Data Mining in Networks

A key challenge of data mining for counter-terrorism, as opposed to the applications I discussed earlier, is that the data are often relational. That is, the data consist of relationships among people, places, things, and events. Recall the example of money laundering detection — the key facts were relationships among several persons, businesses, bank accounts, and deposits. The individual records are essentially meaningless in themselves. Instead, only the network of relations among the people, places, things, and events forms a meaningful pattern.

This should be clear to nearly everyone, based on what has appeared in the news media since the September 11th attacks. Headlines talk of "terrorist networks" and "links" between individuals and known terrorist groups. The stories talk of meetings, financial transactions, and familial ties. Data about relations can be assembled to provide a picture of higher-level organizations and activities. These, in turn, form the basis for watch lists, indicators, and warnings of terrorist attacks.

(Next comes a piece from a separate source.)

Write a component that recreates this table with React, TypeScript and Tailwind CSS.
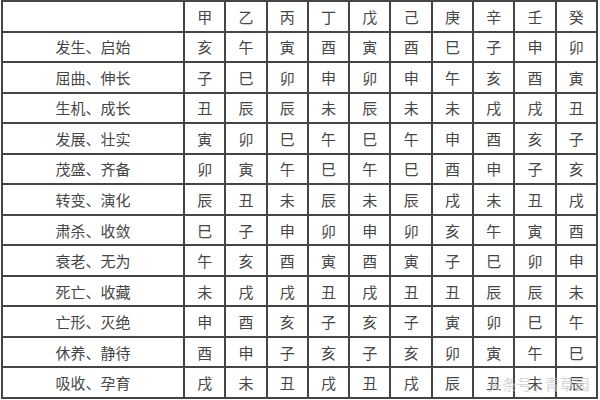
const STEMS = ['甲', '乙', '丙', '丁', '戊', '己', '庚', '辛', '壬', '癸'];

const ROWS: [string, string[]][] = [
  ['发生、启始', ['亥', '午', '寅', '酉', '寅', '酉', '巳', '子', '申', '卯']],
  ['屈曲、伸长', ['子', '巳', '卯', '申', '卯', '申', '午', '亥', '酉', '寅']],
  ['生机、成长', ['丑', '辰', '辰', '未', '辰', '未', '未', '戌', '戌', '丑']],
  ['发展、壮实', ['寅', '卯', '巳', '午', '巳', '午', '申', '酉', '亥', '子']],
  ['茂盛、齐备', ['卯', '寅', '午', '巳', '午', '巳', '酉', '申', '子', '亥']],
  ['转变、演化', ['辰', '丑', '未', '辰', '未', '辰', '戌', '未', '丑', '戌']],
  ['肃杀、收敛', ['巳', '子', '申', '卯', '申', '卯', '亥', '午', '寅', '酉']],
  ['衰老、无为', ['午', '亥', '酉', '寅', '酉', '寅', '子', '巳', '卯', '申']],
  ['死亡、收藏', ['未', '戌', '戌', '丑', '戌', '丑', '丑', '辰', '辰', '未']],
  ['亡形、灭绝', ['申', '酉', '亥', '子', '亥', '子', '寅', '卯', '巳', '午']],
  ['休养、静待', ['酉', '申', '子', '亥', '子', '亥', '卯', '寅', '午', '巳']],
  ['吸收、孕育', ['戌', '未', '丑', '戌', '丑', '戌', '辰', '丑', '未', '辰']]
];

const cell = 'flex items-center justify-center bg-white';

export default function App() {
  return (
    <div
      className="relative h-[400px] w-[600px] overflow-hidden bg-white pl-px text-[15px] leading-none text-[#464646]"
      style={{ fontFamily: '"Noto Sans CJK SC", "Noto Sans", sans-serif' }}
    >
      <div className="grid h-[399px] w-[597px] grid-cols-[180px_repeat(10,minmax(0,1fr))] grid-rows-[repeat(13,minmax(0,1fr))] gap-[2px] bg-[#454545] p-[2px]">
        <div className={cell} />
        {STEMS.map((stem) => (
          <div key={stem} className={cell}>
            {stem}
          </div>
        ))}

        {ROWS.map(([label, branches]) => (
          <div key={label} className="contents">
            <div className={cell}>{label}</div>
            {branches.map((branch, index) => (
              <div key={index} className={cell}>
                {branch}
              </div>
            ))}
          </div>
        ))}
      </div>

      {/* watermark */}
      <div className="absolute left-[487px] top-[376px] text-[15px] text-[#c8c8c8]/80">
        头条号 / 青草园
      </div>
    </div>
  );
}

This has important implications for the type of data mining and inference that is needed. The problem is far worse than "finding a needle in a haystack". In that analogy, the needle is easy to identify once it is observed. In contrast, many problems of counter-terrorism are, in the words of DARPA's Ted Senator, about "assembling and identifying dangerous needles in stacks of needle pieces." The problem is to infer the existence of clandestine organizations and activities, based on lower-level records that relate people, places, things, and events.